NcRNAs including rRNA, snRNA, and miRNA were identified using infernal v1.1.3 [64] by searching sequence similarity against Rfam database. TRNAs were predicted using tRNAscan-SE v2.0.6 [65] and the high-confident sequences were maintained as the final tRNA set by the tRNAscan-SE script “EukHighConfidenceFilter”.

4.4. Gene Ontology Analysis and Species Evolution

The protein sequences from 11 species across three orders (Araneae: Stegodyphus dumicola; Scorpiones: Centruroides sculpturatus; Arachnoidea: Dermatophagoides pteronyssinus, Dinothrombium tinctorium, Galendromus occidentalis, Ixodes scapularis, Leptotrombidium deliense, Sarcoptes scabiei, T. urticae, Tropilaelaps mercedesae, and Varroa destructor) were downloaded from NCBI in December 2020 together with the annotated protein set from P. zhonghuajia for gene family orthology inference using OrthoFinder v2.3.8 [66] after aligning sequences using Diamond. The resulting single-copy orthologs from OrthoFinder were used for phylogenetic analysis. The sequence alignment as input for phylogenetic construction was generated using the following steps: (1) aligning orthologous protein sequences using MAFFT v7.394 [67] with “L-INS-I”; (2) filtering ambiguous aligned regions using BMGE v1.12 [68] with the parameters “-m BLOSUM90 -h 0.4”; (3) Concatenating all the protein alignments generated above using FASconCAT-G v1.04 [69] as the input for phylogenetic construction. The species phylogeny was constructed using IQ-TREE v2.0-rc2 [70] with the parameters “-m MFP --mset LG --msub nuclear–rclusterf 10 -B 1000 --alrt 1000 --symtest-remove-bad --symtestpval 0.10”. The estimated time of species divergence was calculated using MCMCTree from PAML v4.9j [71] with parameters “clock = 2, BDparas = 1 1 0.1, kappa_gamma = 6 2, alpha_gamma = 1 1, rgene_gamma = 2 20 1, sigma2_gamma = 1 10 1”. There were four fossil evidences downloaded from the PBDB database (https://www.paleobiodb.org/navigator/, accessed on 14 August 2022) as calibrations used in this estimation above: Allopalaeophonus caledonicus (4.305–4.438) from the order Scorpiones as the root, Pseudoprotacarus scoticus (4.076–4.192) from Arachnida, Carbolohmannia maimaiphilus (3.114–3.232) from Acariformes, and Deinocroton draculi (0.935–1.455) from Mesostigmata.

4.5. Identification of Gene Family Expansion and Contraction

The gene family expansion and contraction in P. zhonghuajia genome compared with the 11 species used for phylogenetic construction were estimated using CAFÉ v4.2.1 [72] with the model of single birth–death parameter lambda and a significance level of 0.01 (p = 0.01).

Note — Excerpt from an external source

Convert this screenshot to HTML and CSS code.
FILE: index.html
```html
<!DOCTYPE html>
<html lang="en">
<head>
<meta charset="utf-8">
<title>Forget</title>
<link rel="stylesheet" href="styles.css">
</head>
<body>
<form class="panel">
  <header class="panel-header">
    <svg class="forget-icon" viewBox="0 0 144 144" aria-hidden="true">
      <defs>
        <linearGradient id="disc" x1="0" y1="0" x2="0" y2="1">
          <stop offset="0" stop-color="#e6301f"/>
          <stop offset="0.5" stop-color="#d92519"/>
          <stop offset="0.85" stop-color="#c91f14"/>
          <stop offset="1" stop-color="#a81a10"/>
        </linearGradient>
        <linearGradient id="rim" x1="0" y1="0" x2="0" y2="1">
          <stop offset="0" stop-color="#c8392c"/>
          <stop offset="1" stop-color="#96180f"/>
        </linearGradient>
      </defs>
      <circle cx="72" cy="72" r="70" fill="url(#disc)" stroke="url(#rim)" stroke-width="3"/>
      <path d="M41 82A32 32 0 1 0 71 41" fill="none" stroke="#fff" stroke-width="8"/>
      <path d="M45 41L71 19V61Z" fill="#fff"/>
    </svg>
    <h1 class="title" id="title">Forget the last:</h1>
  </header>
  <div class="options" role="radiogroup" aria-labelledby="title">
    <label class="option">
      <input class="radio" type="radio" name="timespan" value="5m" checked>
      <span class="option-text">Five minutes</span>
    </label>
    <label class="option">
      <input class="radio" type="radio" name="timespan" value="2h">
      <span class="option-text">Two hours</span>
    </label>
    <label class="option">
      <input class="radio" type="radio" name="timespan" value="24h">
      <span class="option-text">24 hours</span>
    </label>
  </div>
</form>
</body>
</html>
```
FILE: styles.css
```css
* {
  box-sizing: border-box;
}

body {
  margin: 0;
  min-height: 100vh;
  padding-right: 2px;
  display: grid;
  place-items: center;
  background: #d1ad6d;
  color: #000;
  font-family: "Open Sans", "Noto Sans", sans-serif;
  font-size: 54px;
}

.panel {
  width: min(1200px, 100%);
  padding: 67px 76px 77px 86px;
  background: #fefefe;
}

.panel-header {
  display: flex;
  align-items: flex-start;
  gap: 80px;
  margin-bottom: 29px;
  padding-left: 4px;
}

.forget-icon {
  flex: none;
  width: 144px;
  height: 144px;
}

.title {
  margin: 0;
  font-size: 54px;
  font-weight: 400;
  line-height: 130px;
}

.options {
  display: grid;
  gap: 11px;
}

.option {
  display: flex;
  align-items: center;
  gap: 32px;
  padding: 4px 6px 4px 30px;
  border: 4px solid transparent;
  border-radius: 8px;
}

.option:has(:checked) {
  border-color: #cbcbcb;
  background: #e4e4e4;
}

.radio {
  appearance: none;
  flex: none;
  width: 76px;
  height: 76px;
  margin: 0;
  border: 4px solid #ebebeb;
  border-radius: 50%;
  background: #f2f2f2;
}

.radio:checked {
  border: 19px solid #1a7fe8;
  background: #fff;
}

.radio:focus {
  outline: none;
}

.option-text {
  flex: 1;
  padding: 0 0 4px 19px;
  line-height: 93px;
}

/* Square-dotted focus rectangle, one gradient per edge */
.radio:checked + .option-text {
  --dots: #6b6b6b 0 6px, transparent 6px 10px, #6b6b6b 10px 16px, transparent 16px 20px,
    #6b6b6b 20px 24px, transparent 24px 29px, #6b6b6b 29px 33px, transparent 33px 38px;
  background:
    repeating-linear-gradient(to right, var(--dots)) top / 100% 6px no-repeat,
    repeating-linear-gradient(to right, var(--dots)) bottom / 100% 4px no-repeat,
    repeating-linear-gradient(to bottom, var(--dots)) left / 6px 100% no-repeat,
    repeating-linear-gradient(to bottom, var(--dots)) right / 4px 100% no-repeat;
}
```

The identified significantly expanded gene families were then assigned with GO and KEGG categories using R package clusterProfiler v3.10.1 [73] with the default parameters (p = 0.01 and q = 0.05).

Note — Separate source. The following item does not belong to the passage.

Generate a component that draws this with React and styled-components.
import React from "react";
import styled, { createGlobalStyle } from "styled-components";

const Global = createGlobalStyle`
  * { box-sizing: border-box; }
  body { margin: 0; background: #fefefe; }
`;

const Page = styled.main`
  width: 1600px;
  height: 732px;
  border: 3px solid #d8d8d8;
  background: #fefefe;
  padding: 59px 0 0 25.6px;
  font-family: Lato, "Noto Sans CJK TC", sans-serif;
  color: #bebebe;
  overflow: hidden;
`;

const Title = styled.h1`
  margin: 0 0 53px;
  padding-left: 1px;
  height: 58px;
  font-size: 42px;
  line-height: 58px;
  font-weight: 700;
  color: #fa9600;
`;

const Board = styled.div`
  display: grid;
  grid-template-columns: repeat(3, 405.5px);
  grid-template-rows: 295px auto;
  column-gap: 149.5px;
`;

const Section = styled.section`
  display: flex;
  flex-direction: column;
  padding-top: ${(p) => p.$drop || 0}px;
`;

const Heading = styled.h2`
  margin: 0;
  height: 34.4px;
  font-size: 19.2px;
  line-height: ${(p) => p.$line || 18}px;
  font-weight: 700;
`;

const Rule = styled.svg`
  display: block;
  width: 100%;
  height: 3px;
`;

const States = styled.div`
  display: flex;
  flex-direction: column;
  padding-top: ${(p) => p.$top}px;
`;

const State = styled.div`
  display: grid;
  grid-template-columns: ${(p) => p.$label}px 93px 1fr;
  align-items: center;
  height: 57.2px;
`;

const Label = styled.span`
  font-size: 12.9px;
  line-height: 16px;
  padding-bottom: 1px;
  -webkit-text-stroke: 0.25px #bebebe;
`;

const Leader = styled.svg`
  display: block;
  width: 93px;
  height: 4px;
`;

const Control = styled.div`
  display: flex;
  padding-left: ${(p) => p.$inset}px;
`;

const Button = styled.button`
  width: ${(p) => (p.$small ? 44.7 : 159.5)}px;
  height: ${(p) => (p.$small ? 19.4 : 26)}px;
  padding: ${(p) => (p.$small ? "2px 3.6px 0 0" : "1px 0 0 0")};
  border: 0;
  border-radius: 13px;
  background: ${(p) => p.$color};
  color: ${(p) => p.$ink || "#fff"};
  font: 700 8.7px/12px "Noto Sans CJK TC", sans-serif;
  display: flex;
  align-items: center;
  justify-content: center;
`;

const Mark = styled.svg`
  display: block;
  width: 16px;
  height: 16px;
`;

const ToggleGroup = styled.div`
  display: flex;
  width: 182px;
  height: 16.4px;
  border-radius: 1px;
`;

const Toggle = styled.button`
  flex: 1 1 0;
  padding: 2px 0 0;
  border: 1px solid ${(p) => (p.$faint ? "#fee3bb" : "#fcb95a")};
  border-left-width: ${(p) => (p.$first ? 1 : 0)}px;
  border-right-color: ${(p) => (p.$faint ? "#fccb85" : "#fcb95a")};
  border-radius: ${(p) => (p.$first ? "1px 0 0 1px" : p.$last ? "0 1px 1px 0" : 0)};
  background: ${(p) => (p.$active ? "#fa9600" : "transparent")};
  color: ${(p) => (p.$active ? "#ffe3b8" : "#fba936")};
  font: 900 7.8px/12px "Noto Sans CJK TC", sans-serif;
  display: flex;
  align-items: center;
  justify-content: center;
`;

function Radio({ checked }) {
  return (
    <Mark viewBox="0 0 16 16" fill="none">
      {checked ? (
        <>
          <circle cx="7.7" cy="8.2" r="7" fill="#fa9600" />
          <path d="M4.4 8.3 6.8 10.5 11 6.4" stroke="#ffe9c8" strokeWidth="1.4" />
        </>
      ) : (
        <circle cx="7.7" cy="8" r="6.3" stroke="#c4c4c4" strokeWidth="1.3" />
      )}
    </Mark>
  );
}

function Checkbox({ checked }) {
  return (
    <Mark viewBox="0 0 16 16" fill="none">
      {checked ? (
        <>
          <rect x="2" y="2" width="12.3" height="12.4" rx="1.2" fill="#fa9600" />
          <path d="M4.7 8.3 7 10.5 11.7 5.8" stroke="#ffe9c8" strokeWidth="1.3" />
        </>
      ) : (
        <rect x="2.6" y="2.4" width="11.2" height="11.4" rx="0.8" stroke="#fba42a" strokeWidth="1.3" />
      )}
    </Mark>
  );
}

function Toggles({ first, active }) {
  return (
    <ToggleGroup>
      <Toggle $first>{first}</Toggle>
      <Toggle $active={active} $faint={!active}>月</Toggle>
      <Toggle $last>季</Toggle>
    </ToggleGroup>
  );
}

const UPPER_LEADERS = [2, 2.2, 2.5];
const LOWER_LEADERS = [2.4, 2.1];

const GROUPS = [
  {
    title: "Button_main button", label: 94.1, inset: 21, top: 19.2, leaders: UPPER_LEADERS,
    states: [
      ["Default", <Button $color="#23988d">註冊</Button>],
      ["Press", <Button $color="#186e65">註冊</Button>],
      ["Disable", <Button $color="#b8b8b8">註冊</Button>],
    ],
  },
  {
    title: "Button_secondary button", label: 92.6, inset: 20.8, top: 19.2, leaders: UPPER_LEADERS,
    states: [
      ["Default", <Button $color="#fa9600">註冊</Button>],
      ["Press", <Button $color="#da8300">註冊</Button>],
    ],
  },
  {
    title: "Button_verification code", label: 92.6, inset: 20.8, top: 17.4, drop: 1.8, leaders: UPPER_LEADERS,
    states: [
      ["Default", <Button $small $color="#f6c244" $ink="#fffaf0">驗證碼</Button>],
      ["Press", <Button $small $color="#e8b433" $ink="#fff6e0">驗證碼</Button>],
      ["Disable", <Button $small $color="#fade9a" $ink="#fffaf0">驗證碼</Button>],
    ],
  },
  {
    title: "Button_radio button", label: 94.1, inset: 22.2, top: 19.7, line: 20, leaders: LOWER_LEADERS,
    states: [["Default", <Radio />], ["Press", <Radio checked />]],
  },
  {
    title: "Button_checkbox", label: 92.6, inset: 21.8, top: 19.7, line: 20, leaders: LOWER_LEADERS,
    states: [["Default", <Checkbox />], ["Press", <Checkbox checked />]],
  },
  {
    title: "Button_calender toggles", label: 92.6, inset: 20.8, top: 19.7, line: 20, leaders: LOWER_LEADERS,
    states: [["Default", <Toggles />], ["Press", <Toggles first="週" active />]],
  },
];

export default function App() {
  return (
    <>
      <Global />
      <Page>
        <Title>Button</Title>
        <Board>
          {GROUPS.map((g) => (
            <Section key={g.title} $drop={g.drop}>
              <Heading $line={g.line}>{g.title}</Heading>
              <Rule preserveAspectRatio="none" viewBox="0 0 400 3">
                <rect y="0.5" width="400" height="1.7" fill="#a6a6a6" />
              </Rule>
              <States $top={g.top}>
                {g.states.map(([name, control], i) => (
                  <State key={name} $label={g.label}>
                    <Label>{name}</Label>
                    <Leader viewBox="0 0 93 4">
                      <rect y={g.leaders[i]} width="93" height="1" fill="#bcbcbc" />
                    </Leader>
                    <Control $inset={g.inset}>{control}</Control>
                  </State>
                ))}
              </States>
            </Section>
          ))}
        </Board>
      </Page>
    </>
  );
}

4.6. Phylogeny Construction and Gene Expression of Toxin-Related Gene Families

The P. zhonghuajia neurotoxin, dermonecrotic toxin, and agatoxin protein sequences were predicted from the genome assembly using BITACORA v1.2 [74] based on homology searches using the sequences from Chelicerata and Myriapoda downloaded from NCBI RefSeq (Supplementary Table S11) and confirmed by searching against protein database using the online blastp (https://blast.ncbi.nlm.nih.gov/Blast.cgi?PROGRAM=blastp&PAGE_TYPE=BlastSearch&LINK_LOC=blasthome, accessed on 14 August 2022). The HMM profiles generated from HMMER v3.2.1 [75] using “hmmbuild” were used in BITACORA. Multiple alignments were performed using Geneious prime V 2021.1.1 (created by Biomatters. Available from https://www.geneious.com, accessed on 5 November 2020) with the method of Clustal Omega. FastTree [76] was used to construct neurotoxin, dermonecrotic toxin, and agatoxin protein phylogenies based on the maximum likelihood method. We used RNA sequencing data to detect the expression of toxin-related genes in seven-day-pregnant mites and one-day- old mites. The estimation of gene expression levels was performed using Salmon [77] with the Gaussian axial fluctuation (GAF) model to generate normalized read counts. The gene expression heatmap was generated using the heatmap function (heatmap) from the R package NMF [78] (Supplementary Figure S2).